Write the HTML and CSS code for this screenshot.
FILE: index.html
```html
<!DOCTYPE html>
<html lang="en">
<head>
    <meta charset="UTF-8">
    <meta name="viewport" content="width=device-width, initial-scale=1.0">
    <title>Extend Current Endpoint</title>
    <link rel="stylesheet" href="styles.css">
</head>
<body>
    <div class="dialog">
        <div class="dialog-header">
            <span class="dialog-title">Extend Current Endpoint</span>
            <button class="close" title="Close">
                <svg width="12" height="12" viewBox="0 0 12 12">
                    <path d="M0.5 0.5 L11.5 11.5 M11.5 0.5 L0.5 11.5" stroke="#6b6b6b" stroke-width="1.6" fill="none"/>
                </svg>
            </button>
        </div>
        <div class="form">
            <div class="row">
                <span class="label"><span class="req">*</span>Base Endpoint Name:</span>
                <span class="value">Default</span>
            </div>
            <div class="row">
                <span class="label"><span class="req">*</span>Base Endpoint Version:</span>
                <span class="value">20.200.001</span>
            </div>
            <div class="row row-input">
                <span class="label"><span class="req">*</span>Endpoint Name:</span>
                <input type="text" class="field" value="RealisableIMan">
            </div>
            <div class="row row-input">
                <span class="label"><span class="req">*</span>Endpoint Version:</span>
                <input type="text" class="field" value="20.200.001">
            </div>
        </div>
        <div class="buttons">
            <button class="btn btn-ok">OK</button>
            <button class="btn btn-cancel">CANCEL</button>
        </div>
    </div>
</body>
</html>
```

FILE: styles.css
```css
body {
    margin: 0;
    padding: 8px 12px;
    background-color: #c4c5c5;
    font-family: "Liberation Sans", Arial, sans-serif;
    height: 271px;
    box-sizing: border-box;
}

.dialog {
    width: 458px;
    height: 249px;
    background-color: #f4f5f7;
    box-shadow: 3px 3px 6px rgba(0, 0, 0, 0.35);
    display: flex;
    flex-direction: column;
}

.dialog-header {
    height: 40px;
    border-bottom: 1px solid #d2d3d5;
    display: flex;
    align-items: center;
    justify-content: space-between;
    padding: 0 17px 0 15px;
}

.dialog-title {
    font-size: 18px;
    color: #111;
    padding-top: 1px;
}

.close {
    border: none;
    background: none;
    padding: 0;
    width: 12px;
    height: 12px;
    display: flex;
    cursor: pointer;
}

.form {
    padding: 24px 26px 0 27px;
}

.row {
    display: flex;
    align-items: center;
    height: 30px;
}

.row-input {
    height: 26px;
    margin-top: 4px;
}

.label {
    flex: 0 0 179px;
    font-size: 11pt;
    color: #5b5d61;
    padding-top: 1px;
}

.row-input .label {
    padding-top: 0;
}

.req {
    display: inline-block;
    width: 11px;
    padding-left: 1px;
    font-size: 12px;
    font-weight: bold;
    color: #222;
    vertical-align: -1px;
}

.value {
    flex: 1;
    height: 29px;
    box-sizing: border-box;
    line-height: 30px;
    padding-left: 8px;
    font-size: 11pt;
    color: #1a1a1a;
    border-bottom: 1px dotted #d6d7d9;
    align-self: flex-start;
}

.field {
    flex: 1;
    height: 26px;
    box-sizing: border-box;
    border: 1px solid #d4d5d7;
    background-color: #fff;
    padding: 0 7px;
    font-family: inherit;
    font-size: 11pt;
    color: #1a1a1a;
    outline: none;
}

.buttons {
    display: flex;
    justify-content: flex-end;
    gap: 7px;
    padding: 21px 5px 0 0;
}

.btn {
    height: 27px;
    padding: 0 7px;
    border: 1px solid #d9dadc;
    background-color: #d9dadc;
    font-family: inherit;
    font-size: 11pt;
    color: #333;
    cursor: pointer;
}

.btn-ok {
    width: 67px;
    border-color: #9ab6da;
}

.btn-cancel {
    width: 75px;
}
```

= What you are asked to do =
Repeat the data precisely, line by line.

= Solved exercise =
Write the HTML and CSS code for this screenshot.
FILE: index.html
```html
<!DOCTYPE html>
<html lang="en">
<head>
    <meta charset="UTF-8">
    <meta name="viewport" content="width=device-width, initial-scale=1.0">
    <title>Extend Current Endpoint</title>
    <link rel="stylesheet" href="styles.css">
</head>
<body>
    <div class="dialog">
        <div class="dialog-header">
            <span class="dialog-title">Extend Current Endpoint</span>
            <button class="close" title="Close">
                <svg width="12" height="12" viewBox="0 0 12 12">
                    <path d="M0.5 0.5 L11.5 11.5 M11.5 0.5 L0.5 11.5" stroke="#6b6b6b" stroke-width="1.6" fill="none"/>
                </svg>
            </button>
        </div>
        <div class="form">
            <div class="row">
                <span class="label"><span class="req">*</span>Base Endpoint Name:</span>
                <span class="value">Default</span>
            </div>
            <div class="row">
                <span class="label"><span class="req">*</span>Base Endpoint Version:</span>
                <span class="value">20.200.001</span>
            </div>
            <div class="row row-input">
                <span class="label"><span class="req">*</span>Endpoint Name:</span>
                <input type="text" class="field" value="RealisableIMan">
            </div>
            <div class="row row-input">
                <span class="label"><span class="req">*</span>Endpoint Version:</span>
                <input type="text" class="field" value="20.200.001">
            </div>
        </div>
        <div class="buttons">
            <button class="btn btn-ok">OK</button>
            <button class="btn btn-cancel">CANCEL</button>
        </div>
    </div>
</body>
</html>
```

FILE: styles.css
```css
body {
    margin: 0;
    padding: 8px 12px;
    background-color: #c4c5c5;
    font-family: "Liberation Sans", Arial, sans-serif;
    height: 271px;
    box-sizing: border-box;
}

.dialog {
    width: 458px;
    height: 249px;
    background-color: #f4f5f7;
    box-shadow: 3px 3px 6px rgba(0, 0, 0, 0.35);
    display: flex;
    flex-direction: column;
}

.dialog-header {
    height: 40px;
    border-bottom: 1px solid #d2d3d5;
    display: flex;
    align-items: center;
    justify-content: space-between;
    padding: 0 17px 0 15px;
}

.dialog-title {
    font-size: 18px;
    color: #111;
    padding-top: 1px;
}

.close {
    border: none;
    background: none;
    padding: 0;
    width: 12px;
    height: 12px;
    display: flex;
    cursor: pointer;
}

.form {
    padding: 24px 26px 0 27px;
}

.row {
    display: flex;
    align-items: center;
    height: 30px;
}

.row-input {
    height: 26px;
    margin-top: 4px;
}

.label {
    flex: 0 0 179px;
    font-size: 11pt;
    color: #5b5d61;
    padding-top: 1px;
}

.row-input .label {
    padding-top: 0;
}

.req {
    display: inline-block;
    width: 11px;
    padding-left: 1px;
    font-size: 12px;
    font-weight: bold;
    color: #222;
    vertical-align: -1px;
}

.value {
    flex: 1;
    height: 29px;
    box-sizing: border-box;
    line-height: 30px;
    padding-left: 8px;
    font-size: 11pt;
    color: #1a1a1a;
    border-bottom: 1px dotted #d6d7d9;
    align-self: flex-start;
}

.field {
    flex: 1;
    height: 26px;
    box-sizing: border-box;
    border: 1px solid #d4d5d7;
    background-color: #fff;
    padding: 0 7px;
    font-family: inherit;
    font-size: 11pt;
    color: #1a1a1a;
    outline: none;
}

.buttons {
    display: flex;
    justify-content: flex-end;
    gap: 7px;
    padding: 21px 5px 0 0;
}

.btn {
    height: 27px;
    padding: 0 7px;
    border: 1px solid #d9dadc;
    background-color: #d9dadc;
    font-family: inherit;
    font-size: 11pt;
    color: #333;
    cursor: pointer;
}

.btn-ok {
    width: 67px;
    border-color: #9ab6da;
}

.btn-cancel {
    width: 75px;
}
```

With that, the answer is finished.